Mario Carneiro (Aug 12 2020 at 13:11):

yeah, but that's basically saying that the linarith proof is atomic, there is no lower level in the structured proof, even though it's still quite possibly not convincing due to its complexity

Kevin Buzzard (Aug 12 2020 at 13:12):

linarith is definitely atomic in all the use cases I've ever seen. The translation into LaTeX is "The rest is an easy exercise for the reader".

Mario Carneiro (Aug 12 2020 at 13:13):

easy exercise for the computer, at least

Iain Monro (Aug 12 2020 at 14:03):

Kevin Buzzard said:

The comments are the translation of tactic gobbledegook like linarith which no mathematician understands, into LaTeX, which every mathematician knows and loves. I think they play a key role.

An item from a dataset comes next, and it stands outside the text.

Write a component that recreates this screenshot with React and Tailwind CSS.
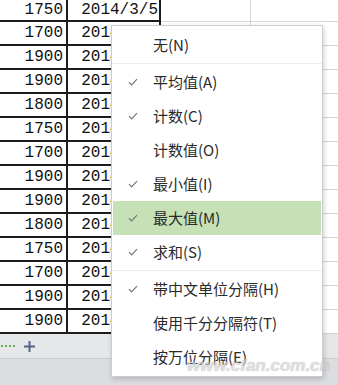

I love the idea of translating tactic gobbledegook into readable LaTeX (or at least, readable HTML). I mean, that's the end goal I'm talking about. I just honestly think that the strategy of "do it all manually" would likely turn out to be less feasible than solving the hard problem of doing it automatically.

Kevin Buzzard (Aug 12 2020 at 14:04):

Aah I see.

Bryan Gin-ge Chen (Aug 12 2020 at 15:11):

Related to making Lean proofs explorable (though maybe not yet accessible and readable), last year I experimented a bit with writing with embedded interactive Lean code in "Observable notebooks" here: https://observablehq.com/@bryangingechen/fibonacci-formalized-1-some-sums (see also part 2 with some Lean-driven graphics using D3).

Patrick Massot (Aug 13 2020 at 21:32):

Iain, I understand your concern about tactics that do non-trivial work. But, as far as research-level mathematics is concerned, this is a completely virtual issue. We are very far from having tactics that do steps we would like to see explicit, even in a very detailed proof. Sure, linarith can already do a bit too much when I use Lean to teach first year undergrad, but not much more.

Anatole Dedecker (Aug 13 2020 at 21:57):

I can confirm, I think linarith will be remembered by every student of this year as the magic tactic. I remember seeing people trying it after every single tactic call, to see if it would help.